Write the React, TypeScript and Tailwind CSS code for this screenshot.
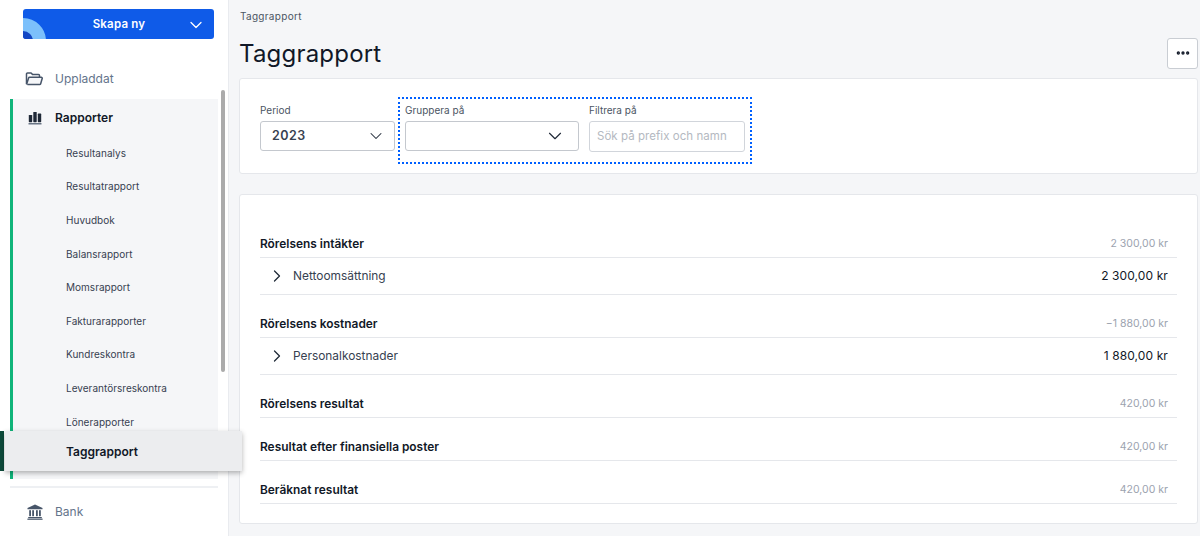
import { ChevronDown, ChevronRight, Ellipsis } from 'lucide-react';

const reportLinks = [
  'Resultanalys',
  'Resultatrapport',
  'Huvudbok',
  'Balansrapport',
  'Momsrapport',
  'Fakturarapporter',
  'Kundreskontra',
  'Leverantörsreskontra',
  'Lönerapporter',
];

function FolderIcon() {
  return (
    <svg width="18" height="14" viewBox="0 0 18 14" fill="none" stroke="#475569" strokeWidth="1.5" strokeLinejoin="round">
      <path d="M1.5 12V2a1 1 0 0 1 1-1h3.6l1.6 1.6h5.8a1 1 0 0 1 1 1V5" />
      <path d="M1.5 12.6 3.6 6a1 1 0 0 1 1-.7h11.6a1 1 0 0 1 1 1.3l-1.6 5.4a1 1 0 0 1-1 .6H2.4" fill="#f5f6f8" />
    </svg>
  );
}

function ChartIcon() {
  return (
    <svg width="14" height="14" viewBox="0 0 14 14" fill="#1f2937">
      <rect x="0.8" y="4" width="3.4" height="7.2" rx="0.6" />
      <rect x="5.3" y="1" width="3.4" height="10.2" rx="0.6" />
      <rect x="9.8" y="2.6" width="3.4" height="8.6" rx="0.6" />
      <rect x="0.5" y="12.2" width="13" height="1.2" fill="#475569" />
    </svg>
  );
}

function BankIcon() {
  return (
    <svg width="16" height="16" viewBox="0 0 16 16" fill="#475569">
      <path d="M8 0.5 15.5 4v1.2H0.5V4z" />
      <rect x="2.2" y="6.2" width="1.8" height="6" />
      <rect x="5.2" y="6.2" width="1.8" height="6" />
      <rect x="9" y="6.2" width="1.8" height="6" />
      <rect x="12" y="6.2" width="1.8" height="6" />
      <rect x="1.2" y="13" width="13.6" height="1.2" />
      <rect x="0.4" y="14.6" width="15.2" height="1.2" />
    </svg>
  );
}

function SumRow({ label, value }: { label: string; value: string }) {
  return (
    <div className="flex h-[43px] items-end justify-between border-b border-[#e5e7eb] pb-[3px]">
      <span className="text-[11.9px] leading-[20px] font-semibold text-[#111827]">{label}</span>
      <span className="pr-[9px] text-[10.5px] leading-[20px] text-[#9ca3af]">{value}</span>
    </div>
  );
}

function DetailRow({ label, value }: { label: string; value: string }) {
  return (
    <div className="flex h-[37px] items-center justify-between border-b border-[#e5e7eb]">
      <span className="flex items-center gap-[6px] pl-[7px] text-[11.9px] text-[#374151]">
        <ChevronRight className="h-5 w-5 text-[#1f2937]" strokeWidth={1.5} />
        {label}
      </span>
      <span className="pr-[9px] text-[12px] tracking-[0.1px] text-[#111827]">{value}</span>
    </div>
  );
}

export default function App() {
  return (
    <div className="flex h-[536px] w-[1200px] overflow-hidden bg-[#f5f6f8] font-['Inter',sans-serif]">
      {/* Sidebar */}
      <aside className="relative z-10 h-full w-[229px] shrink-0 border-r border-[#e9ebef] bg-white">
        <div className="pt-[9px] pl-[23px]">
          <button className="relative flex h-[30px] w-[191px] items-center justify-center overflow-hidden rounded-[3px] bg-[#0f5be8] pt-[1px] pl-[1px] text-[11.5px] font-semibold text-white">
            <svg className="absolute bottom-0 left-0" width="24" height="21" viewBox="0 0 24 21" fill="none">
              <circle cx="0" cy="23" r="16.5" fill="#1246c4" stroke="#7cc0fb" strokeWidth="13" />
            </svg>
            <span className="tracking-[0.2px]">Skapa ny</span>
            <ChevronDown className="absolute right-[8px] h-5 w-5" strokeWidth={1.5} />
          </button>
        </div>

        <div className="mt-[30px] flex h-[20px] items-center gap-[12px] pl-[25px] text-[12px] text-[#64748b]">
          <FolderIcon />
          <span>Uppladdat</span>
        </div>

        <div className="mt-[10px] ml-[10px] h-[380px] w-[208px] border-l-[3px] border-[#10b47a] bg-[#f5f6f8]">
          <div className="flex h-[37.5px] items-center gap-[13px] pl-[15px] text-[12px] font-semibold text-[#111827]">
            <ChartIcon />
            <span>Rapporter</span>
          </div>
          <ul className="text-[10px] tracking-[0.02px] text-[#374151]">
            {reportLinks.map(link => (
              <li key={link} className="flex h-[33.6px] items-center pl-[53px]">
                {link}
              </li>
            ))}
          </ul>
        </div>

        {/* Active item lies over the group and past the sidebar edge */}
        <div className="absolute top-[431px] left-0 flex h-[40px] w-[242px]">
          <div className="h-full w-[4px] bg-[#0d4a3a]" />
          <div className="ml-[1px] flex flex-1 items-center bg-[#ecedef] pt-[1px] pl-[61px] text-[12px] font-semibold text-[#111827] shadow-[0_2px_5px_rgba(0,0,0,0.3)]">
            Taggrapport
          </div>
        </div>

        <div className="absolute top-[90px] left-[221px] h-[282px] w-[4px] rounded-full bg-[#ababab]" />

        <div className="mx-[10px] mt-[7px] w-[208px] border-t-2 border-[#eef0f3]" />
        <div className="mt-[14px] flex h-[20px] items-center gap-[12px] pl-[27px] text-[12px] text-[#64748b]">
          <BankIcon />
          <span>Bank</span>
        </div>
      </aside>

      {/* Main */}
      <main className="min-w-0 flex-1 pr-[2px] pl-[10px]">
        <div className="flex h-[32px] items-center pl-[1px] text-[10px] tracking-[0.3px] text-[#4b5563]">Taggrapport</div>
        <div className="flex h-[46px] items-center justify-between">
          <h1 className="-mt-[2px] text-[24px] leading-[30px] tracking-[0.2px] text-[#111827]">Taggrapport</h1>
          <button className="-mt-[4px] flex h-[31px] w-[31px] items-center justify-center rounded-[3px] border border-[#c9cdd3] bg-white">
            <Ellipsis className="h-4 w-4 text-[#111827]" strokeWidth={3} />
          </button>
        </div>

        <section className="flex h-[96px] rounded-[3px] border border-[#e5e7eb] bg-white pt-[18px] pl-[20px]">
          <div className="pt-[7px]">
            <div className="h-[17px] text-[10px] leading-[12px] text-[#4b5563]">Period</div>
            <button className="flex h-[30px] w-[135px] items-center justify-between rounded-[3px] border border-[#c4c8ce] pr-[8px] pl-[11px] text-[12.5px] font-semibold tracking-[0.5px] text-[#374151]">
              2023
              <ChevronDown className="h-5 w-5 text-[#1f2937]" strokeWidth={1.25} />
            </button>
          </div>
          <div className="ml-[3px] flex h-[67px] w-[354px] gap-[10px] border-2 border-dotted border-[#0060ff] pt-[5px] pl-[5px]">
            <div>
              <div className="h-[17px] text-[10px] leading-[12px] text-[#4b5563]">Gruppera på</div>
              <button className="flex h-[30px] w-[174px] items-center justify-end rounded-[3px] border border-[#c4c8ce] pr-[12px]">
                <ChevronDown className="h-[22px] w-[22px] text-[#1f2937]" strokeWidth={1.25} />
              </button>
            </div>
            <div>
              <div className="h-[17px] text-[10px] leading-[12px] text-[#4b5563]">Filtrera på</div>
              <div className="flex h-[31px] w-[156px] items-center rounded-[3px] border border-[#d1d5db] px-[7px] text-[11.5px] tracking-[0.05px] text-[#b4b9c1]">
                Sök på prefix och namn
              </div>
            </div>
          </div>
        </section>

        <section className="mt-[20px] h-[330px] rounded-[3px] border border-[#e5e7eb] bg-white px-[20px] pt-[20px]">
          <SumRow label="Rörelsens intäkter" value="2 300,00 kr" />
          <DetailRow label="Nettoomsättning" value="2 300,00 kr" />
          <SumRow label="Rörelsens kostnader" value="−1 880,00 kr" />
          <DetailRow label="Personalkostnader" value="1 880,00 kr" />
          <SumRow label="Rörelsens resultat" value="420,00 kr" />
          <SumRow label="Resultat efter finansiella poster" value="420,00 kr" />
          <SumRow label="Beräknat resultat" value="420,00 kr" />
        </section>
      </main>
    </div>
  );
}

____________________

To do: Exactly as they appear, print the lines of the listing above from its first line through the line that contains "ChevronDown, ChevronRight, Ellipsis", minus the pictures.

Written answer:
Write the React, TypeScript and Tailwind CSS code for this screenshot.
import { ChevronDown, ChevronRight, Ellipsis } from 'lucide-react';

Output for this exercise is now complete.